The state’s largest business lobby, Wisconsin Manufacturers & Commerce, sued to stop the release of the data in October, arguing that businesses could suffer “irreparable harm.”
In a hearing that lasted three hours Monday, WMC attorney Ryan Walsh argued that the data is private medical information and that the state has to prove the records cannot be used to identify individuals who had COVID-19.
“They claim they have been attentive to that, but ‘trust us’ is not good enough here,” Walsh said.
The records in question contain data on roughly 1,000 Wisconsin businesses with 25 or more employees that have had at least two employees test positive or identify as close contacts.

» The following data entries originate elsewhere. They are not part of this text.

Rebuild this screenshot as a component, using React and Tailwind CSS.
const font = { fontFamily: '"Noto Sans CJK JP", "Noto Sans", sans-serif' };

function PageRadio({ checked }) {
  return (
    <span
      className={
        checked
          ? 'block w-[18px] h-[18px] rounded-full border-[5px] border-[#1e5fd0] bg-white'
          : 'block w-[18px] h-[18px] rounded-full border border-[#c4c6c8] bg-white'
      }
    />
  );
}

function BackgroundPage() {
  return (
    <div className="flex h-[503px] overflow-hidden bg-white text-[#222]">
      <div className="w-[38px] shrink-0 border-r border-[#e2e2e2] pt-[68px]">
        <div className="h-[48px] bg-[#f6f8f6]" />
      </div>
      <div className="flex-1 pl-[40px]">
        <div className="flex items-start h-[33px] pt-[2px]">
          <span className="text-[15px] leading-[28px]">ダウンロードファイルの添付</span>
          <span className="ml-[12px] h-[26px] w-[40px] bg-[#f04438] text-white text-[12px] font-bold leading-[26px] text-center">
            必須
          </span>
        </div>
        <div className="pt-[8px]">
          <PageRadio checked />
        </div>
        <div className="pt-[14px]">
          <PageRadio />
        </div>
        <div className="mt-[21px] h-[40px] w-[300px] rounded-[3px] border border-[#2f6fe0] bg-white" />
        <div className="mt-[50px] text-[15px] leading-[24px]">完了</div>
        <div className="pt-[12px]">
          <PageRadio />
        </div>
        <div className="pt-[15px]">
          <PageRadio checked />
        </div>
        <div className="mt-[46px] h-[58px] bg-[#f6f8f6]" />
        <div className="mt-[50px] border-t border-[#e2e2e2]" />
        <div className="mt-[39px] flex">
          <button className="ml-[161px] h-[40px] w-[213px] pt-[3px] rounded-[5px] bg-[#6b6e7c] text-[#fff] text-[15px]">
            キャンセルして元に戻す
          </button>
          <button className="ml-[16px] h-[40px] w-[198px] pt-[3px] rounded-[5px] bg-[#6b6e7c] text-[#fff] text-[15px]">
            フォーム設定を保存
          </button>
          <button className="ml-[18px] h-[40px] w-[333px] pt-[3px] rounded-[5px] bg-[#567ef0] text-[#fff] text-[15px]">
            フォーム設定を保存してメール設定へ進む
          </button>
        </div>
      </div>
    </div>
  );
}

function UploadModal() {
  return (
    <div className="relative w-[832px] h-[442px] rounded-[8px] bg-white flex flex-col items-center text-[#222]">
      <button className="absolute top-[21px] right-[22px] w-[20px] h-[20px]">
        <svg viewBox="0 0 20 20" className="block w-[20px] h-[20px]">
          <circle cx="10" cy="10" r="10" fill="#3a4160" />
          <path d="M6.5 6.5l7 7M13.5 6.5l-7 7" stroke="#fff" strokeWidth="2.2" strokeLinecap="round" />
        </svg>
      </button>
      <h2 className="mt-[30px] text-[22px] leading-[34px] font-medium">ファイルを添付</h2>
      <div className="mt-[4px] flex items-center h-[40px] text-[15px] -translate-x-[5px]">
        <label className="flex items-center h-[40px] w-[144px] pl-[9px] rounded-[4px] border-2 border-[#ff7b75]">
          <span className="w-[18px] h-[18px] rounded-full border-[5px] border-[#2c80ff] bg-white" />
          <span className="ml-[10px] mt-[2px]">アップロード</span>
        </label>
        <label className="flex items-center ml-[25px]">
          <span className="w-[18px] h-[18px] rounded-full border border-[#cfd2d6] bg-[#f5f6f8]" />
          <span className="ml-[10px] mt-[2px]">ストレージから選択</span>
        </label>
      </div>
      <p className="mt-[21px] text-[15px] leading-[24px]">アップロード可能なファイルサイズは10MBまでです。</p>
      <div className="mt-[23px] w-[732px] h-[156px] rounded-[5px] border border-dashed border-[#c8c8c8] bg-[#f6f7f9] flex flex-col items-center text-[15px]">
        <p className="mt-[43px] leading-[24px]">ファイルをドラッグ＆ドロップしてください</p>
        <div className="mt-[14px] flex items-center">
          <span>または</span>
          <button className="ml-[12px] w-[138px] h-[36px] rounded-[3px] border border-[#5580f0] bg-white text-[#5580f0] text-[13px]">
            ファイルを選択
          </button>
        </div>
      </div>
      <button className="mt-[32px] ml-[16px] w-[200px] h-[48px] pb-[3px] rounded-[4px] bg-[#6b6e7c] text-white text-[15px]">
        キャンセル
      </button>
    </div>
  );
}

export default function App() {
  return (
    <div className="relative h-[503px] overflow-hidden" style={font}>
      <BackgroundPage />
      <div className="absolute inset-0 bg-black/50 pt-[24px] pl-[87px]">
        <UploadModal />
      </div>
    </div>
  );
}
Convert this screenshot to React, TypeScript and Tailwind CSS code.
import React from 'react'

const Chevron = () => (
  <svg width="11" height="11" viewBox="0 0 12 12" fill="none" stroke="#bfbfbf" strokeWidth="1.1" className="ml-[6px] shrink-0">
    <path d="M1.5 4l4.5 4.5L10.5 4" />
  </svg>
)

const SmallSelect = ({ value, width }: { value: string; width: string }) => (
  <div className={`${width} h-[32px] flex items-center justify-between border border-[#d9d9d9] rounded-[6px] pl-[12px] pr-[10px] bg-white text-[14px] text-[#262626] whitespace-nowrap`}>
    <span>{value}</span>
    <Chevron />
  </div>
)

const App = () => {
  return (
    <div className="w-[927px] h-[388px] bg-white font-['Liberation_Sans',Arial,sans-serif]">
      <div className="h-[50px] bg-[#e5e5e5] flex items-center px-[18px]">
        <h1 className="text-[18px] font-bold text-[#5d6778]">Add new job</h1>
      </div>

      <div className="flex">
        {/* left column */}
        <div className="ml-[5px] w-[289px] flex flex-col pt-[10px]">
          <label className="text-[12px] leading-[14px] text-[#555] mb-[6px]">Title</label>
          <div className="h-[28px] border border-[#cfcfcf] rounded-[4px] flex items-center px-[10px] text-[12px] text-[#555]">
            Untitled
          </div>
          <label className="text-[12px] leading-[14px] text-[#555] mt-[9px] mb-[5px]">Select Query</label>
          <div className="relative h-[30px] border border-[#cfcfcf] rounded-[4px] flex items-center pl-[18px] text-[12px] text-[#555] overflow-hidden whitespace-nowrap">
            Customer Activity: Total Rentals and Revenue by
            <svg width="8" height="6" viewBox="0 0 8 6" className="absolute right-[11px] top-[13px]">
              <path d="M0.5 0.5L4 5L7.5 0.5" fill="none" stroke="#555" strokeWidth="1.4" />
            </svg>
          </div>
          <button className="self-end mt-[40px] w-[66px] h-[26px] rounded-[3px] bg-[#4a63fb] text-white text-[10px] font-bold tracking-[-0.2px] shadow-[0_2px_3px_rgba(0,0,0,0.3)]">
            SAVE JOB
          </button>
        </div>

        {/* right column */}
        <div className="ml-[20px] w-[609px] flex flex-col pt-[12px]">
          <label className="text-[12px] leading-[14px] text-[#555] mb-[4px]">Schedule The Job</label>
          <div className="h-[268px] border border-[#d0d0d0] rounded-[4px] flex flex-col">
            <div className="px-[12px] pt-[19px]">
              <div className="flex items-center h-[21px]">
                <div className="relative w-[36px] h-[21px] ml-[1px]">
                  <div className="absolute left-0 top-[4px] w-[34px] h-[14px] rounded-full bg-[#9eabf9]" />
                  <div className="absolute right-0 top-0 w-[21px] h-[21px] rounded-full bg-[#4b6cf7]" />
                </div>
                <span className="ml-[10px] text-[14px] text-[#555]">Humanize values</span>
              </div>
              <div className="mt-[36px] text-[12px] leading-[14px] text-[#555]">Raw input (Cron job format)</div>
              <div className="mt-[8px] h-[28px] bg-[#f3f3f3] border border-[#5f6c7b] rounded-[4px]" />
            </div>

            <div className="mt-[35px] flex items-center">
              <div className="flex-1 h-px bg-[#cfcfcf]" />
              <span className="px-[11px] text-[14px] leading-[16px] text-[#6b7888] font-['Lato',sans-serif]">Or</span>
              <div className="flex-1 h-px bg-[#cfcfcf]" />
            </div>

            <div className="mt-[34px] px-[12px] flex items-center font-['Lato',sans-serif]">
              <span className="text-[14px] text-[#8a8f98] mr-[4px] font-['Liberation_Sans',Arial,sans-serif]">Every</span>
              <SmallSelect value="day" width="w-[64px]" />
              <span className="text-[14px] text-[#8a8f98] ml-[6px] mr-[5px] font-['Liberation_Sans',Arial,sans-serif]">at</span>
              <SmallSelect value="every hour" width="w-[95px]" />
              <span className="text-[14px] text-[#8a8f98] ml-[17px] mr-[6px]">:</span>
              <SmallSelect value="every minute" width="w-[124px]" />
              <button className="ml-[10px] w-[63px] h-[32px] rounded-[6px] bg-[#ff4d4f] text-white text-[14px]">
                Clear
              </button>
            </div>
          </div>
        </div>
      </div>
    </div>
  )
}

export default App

The Journal Sentinel, part of the USA TODAY Network, requested the records in June after workers at food processing plants and residents at nursing homes told the newspaper they were left in the dark about outbreaks at their facilities and had to learn about cases through word of mouth.
In her motion to dismiss the lawsuit, Assistant Attorney General Anne Bensky, representing the state, argued that the WMC had no standing to sue.
But Judge Lloyd Carter of the Waukesha County Circuit Court sided with the business lobby and said he was concerned that releasing the data could plaster businesses with a “scarlet letter.”
“We’re talking about businesses who are teetering on the brink of failure,” Carter said. “We’re talking about release of data with potential for irreparable harm to those businesses.”
WMC President Kurt Bauer echoed those thoughts in a statement Monday.
“While an employee may have contracted COVID-19 outside the workplace and properly quarantined, a business could still face financial or reputational harm if consumers falsely blame the employer due to this release,” Bauer said.
The case will likely play out for several more months as the parties gather evidence, find experts to weigh in on privacy issues and possibly engage in discovery.
Tom Kamenick, an attorney with the Wisconsin Transparency Project representing the Journal Sentinel, called the speculation that businesses would be harmed “gross exaggeration.”
He pointed out that several states and county health departments already name facilities with outbreaks, and many facilities with large outbreaks have already been widely reported on in the media.
Through a separate records request, officials in Brown County, home to Green Bay, previously released similar data to the Journal Sentinel that show that Wisconsin food processing plants have been linked to more COVID-19 cases than previously disclosed. One Green Bay plant, JBS Packerland, was linked to 417 people who tested positive and four deaths.